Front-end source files
=======

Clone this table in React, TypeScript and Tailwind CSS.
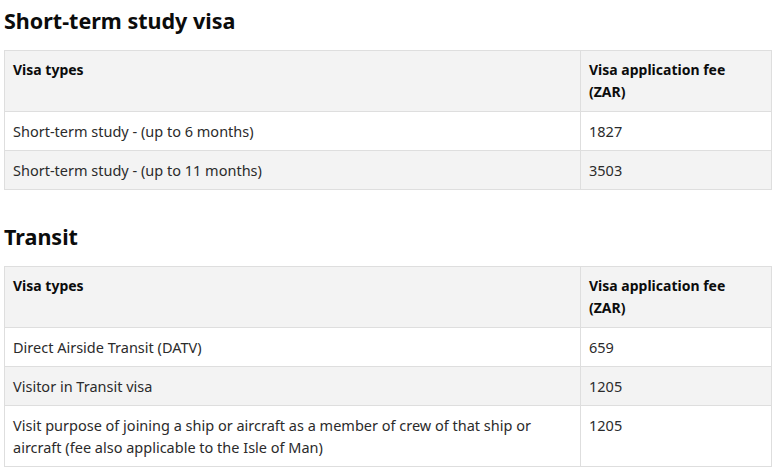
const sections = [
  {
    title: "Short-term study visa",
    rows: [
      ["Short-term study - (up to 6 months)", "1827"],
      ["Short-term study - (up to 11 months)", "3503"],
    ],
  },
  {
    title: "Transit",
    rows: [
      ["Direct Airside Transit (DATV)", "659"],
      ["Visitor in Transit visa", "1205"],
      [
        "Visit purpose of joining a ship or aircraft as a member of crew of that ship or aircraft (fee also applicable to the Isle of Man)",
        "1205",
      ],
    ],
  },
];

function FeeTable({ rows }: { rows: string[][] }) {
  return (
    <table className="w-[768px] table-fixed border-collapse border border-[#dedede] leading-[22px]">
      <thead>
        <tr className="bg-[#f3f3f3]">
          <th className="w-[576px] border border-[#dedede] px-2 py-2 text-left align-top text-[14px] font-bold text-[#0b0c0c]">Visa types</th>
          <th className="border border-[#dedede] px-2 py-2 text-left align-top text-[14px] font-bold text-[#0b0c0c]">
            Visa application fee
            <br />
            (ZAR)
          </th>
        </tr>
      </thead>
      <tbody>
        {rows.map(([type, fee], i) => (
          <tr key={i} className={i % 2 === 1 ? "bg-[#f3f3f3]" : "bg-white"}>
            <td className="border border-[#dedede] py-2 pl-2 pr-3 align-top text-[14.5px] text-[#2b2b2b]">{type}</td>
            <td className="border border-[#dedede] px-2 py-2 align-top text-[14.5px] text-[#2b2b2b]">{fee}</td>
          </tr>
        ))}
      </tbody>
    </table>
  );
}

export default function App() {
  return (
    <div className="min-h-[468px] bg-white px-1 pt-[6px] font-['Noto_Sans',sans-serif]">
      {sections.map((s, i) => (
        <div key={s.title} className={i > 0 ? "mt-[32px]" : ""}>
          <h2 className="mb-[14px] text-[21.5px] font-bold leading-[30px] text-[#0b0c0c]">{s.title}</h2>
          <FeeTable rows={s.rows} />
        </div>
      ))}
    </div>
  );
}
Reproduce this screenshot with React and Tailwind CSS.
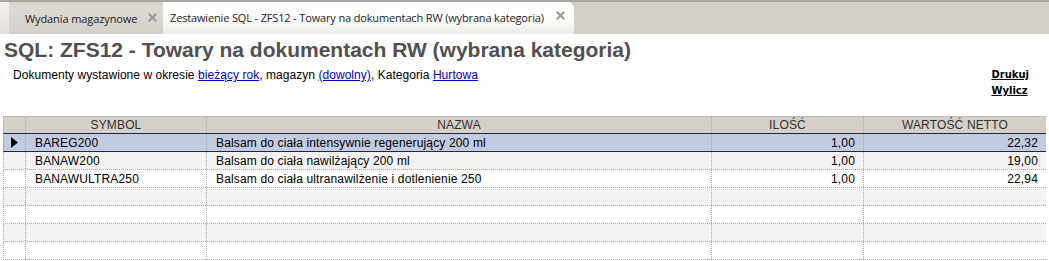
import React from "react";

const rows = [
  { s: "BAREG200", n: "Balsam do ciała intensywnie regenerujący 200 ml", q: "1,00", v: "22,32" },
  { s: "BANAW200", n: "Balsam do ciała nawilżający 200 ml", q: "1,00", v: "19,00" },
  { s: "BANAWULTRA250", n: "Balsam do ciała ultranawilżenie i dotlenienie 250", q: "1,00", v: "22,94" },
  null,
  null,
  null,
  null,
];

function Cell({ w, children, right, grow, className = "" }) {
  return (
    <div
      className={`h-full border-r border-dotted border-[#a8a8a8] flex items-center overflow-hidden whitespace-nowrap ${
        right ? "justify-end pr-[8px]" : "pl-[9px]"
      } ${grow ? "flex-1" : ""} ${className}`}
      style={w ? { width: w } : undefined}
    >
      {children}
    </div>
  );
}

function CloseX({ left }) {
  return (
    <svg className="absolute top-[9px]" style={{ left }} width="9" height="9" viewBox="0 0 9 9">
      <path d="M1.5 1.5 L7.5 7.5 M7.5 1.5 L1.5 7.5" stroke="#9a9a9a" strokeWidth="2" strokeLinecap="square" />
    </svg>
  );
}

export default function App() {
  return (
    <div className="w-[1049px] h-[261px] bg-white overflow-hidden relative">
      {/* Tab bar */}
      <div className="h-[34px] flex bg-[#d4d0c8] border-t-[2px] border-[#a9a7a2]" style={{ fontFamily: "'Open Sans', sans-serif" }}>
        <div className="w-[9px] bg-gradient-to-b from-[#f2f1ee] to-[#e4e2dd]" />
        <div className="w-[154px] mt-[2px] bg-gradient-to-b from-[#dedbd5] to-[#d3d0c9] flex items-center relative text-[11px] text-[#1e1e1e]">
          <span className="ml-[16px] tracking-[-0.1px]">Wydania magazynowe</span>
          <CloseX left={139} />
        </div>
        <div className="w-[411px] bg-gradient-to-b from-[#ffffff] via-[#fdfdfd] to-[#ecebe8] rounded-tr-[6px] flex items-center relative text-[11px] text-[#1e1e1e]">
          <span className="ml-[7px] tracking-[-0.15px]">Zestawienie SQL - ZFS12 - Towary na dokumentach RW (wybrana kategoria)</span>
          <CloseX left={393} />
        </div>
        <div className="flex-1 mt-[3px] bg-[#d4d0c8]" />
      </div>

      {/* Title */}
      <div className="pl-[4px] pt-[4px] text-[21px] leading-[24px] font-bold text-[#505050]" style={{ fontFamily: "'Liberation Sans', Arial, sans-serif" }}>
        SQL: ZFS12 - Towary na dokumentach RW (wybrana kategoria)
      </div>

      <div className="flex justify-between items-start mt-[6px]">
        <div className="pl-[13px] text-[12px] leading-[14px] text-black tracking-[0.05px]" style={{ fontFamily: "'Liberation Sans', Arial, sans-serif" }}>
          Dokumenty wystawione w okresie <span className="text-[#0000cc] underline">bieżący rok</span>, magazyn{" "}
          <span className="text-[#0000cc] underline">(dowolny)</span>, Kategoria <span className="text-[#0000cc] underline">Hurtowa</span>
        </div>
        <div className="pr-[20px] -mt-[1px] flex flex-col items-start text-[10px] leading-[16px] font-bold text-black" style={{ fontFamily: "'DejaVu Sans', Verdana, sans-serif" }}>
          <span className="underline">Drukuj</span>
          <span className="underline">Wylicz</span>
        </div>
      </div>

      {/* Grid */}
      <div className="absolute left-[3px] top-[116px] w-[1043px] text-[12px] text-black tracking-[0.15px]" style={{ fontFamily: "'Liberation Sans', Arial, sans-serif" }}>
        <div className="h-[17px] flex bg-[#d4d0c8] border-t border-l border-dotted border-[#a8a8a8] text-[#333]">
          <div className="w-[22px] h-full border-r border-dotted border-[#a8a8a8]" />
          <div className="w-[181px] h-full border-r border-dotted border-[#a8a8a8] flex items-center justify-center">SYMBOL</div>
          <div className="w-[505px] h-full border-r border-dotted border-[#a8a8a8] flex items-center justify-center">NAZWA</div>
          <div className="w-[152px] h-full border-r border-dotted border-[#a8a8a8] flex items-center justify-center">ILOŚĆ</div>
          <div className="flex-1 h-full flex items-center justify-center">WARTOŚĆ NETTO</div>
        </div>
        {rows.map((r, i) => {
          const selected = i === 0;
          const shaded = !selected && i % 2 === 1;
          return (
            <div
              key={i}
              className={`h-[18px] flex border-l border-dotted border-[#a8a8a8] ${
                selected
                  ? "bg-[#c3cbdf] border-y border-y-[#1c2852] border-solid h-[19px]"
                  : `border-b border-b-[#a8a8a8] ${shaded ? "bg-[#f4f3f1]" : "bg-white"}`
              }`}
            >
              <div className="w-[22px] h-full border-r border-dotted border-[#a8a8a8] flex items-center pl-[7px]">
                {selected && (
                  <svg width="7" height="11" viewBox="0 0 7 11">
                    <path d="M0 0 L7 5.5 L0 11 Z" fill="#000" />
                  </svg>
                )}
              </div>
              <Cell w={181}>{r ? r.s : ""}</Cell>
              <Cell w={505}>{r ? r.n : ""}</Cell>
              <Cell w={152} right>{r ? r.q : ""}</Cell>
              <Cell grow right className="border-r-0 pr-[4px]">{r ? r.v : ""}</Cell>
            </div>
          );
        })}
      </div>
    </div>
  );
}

=======

▶ _WHAT YOU HAVE TO DO_
Retype each entry precisely. Skip images entirely.

▶ _FINISHED EXERCISE_
Clone this table in React, TypeScript and Tailwind CSS.
const sections = [
  {
    title: "Short-term study visa",
    rows: [
      ["Short-term study - (up to 6 months)", "1827"],
      ["Short-term study - (up to 11 months)", "3503"],
    ],
  },
  {
    title: "Transit",
    rows: [
      ["Direct Airside Transit (DATV)", "659"],
      ["Visitor in Transit visa", "1205"],
      [
        "Visit purpose of joining a ship or aircraft as a member of crew of that ship or aircraft (fee also applicable to the Isle of Man)",
        "1205",
      ],
    ],
  },
];

function FeeTable({ rows }: { rows: string[][] }) {
  return (
    <table className="w-[768px] table-fixed border-collapse border border-[#dedede] leading-[22px]">
      <thead>
        <tr className="bg-[#f3f3f3]">
          <th className="w-[576px] border border-[#dedede] px-2 py-2 text-left align-top text-[14px] font-bold text-[#0b0c0c]">Visa types</th>
          <th className="border border-[#dedede] px-2 py-2 text-left align-top text-[14px] font-bold text-[#0b0c0c]">
            Visa application fee
            <br />
            (ZAR)
          </th>
        </tr>
      </thead>
      <tbody>
        {rows.map(([type, fee], i) => (
          <tr key={i} className={i % 2 === 1 ? "bg-[#f3f3f3]" : "bg-white"}>
            <td className="border border-[#dedede] py-2 pl-2 pr-3 align-top text-[14.5px] text-[#2b2b2b]">{type}</td>
            <td className="border border-[#dedede] px-2 py-2 align-top text-[14.5px] text-[#2b2b2b]">{fee}</td>
          </tr>
        ))}
      </tbody>
    </table>
  );
}

export default function App() {
  return (
    <div className="min-h-[468px] bg-white px-1 pt-[6px] font-['Noto_Sans',sans-serif]">
      {sections.map((s, i) => (
        <div key={s.title} className={i > 0 ? "mt-[32px]" : ""}>
          <h2 className="mb-[14px] text-[21.5px] font-bold leading-[30px] text-[#0b0c0c]">{s.title}</h2>
          <FeeTable rows={s.rows} />
        </div>
      ))}
    </div>
  );
}
Reproduce this screenshot with React and Tailwind CSS.
import React from "react";

const rows = [
  { s: "BAREG200", n: "Balsam do ciała intensywnie regenerujący 200 ml", q: "1,00", v: "22,32" },
  { s: "BANAW200", n: "Balsam do ciała nawilżający 200 ml", q: "1,00", v: "19,00" },
  { s: "BANAWULTRA250", n: "Balsam do ciała ultranawilżenie i dotlenienie 250", q: "1,00", v: "22,94" },
  null,
  null,
  null,
  null,
];

function Cell({ w, children, right, grow, className = "" }) {
  return (
    <div
      className={`h-full border-r border-dotted border-[#a8a8a8] flex items-center overflow-hidden whitespace-nowrap ${
        right ? "justify-end pr-[8px]" : "pl-[9px]"
      } ${grow ? "flex-1" : ""} ${className}`}
      style={w ? { width: w } : undefined}
    >
      {children}
    </div>
  );
}

function CloseX({ left }) {
  return (
    <svg className="absolute top-[9px]" style={{ left }} width="9" height="9" viewBox="0 0 9 9">
      <path d="M1.5 1.5 L7.5 7.5 M7.5 1.5 L1.5 7.5" stroke="#9a9a9a" strokeWidth="2" strokeLinecap="square" />
    </svg>
  );
}

export default function App() {
  return (
    <div className="w-[1049px] h-[261px] bg-white overflow-hidden relative">
      {/* Tab bar */}
      <div className="h-[34px] flex bg-[#d4d0c8] border-t-[2px] border-[#a9a7a2]" style={{ fontFamily: "'Open Sans', sans-serif" }}>
        <div className="w-[9px] bg-gradient-to-b from-[#f2f1ee] to-[#e4e2dd]" />
        <div className="w-[154px] mt-[2px] bg-gradient-to-b from-[#dedbd5] to-[#d3d0c9] flex items-center relative text-[11px] text-[#1e1e1e]">
          <span className="ml-[16px] tracking-[-0.1px]">Wydania magazynowe</span>
          <CloseX left={139} />
        </div>
        <div className="w-[411px] bg-gradient-to-b from-[#ffffff] via-[#fdfdfd] to-[#ecebe8] rounded-tr-[6px] flex items-center relative text-[11px] text-[#1e1e1e]">
          <span className="ml-[7px] tracking-[-0.15px]">Zestawienie SQL - ZFS12 - Towary na dokumentach RW (wybrana kategoria)</span>
          <CloseX left={393} />
        </div>
        <div className="flex-1 mt-[3px] bg-[#d4d0c8]" />
      </div>

      {/* Title */}
      <div className="pl-[4px] pt-[4px] text-[21px] leading-[24px] font-bold text-[#505050]" style={{ fontFamily: "'Liberation Sans', Arial, sans-serif" }}>
        SQL: ZFS12 - Towary na dokumentach RW (wybrana kategoria)
      </div>

      <div className="flex justify-between items-start mt-[6px]">
        <div className="pl-[13px] text-[12px] leading-[14px] text-black tracking-[0.05px]" style={{ fontFamily: "'Liberation Sans', Arial, sans-serif" }}>
          Dokumenty wystawione w okresie <span className="text-[#0000cc] underline">bieżący rok</span>, magazyn{" "}
          <span className="text-[#0000cc] underline">(dowolny)</span>, Kategoria <span className="text-[#0000cc] underline">Hurtowa</span>
        </div>
        <div className="pr-[20px] -mt-[1px] flex flex-col items-start text-[10px] leading-[16px] font-bold text-black" style={{ fontFamily: "'DejaVu Sans', Verdana, sans-serif" }}>
          <span className="underline">Drukuj</span>
          <span className="underline">Wylicz</span>
        </div>
      </div>

      {/* Grid */}
      <div className="absolute left-[3px] top-[116px] w-[1043px] text-[12px] text-black tracking-[0.15px]" style={{ fontFamily: "'Liberation Sans', Arial, sans-serif" }}>
        <div className="h-[17px] flex bg-[#d4d0c8] border-t border-l border-dotted border-[#a8a8a8] text-[#333]">
          <div className="w-[22px] h-full border-r border-dotted border-[#a8a8a8]" />
          <div className="w-[181px] h-full border-r border-dotted border-[#a8a8a8] flex items-center justify-center">SYMBOL</div>
          <div className="w-[505px] h-full border-r border-dotted border-[#a8a8a8] flex items-center justify-center">NAZWA</div>
          <div className="w-[152px] h-full border-r border-dotted border-[#a8a8a8] flex items-center justify-center">ILOŚĆ</div>
          <div className="flex-1 h-full flex items-center justify-center">WARTOŚĆ NETTO</div>
        </div>
        {rows.map((r, i) => {
          const selected = i === 0;
          const shaded = !selected && i % 2 === 1;
          return (
            <div
              key={i}
              className={`h-[18px] flex border-l border-dotted border-[#a8a8a8] ${
                selected
                  ? "bg-[#c3cbdf] border-y border-y-[#1c2852] border-solid h-[19px]"
                  : `border-b border-b-[#a8a8a8] ${shaded ? "bg-[#f4f3f1]" : "bg-white"}`
              }`}
            >
              <div className="w-[22px] h-full border-r border-dotted border-[#a8a8a8] flex items-center pl-[7px]">
                {selected && (
                  <svg width="7" height="11" viewBox="0 0 7 11">
                    <path d="M0 0 L7 5.5 L0 11 Z" fill="#000" />
                  </svg>
                )}
              </div>
              <Cell w={181}>{r ? r.s : ""}</Cell>
              <Cell w={505}>{r ? r.n : ""}</Cell>
              <Cell w={152} right>{r ? r.q : ""}</Cell>
              <Cell grow right className="border-r-0 pr-[4px]">{r ? r.v : ""}</Cell>
            </div>
          );
        })}
      </div>
    </div>
  );
}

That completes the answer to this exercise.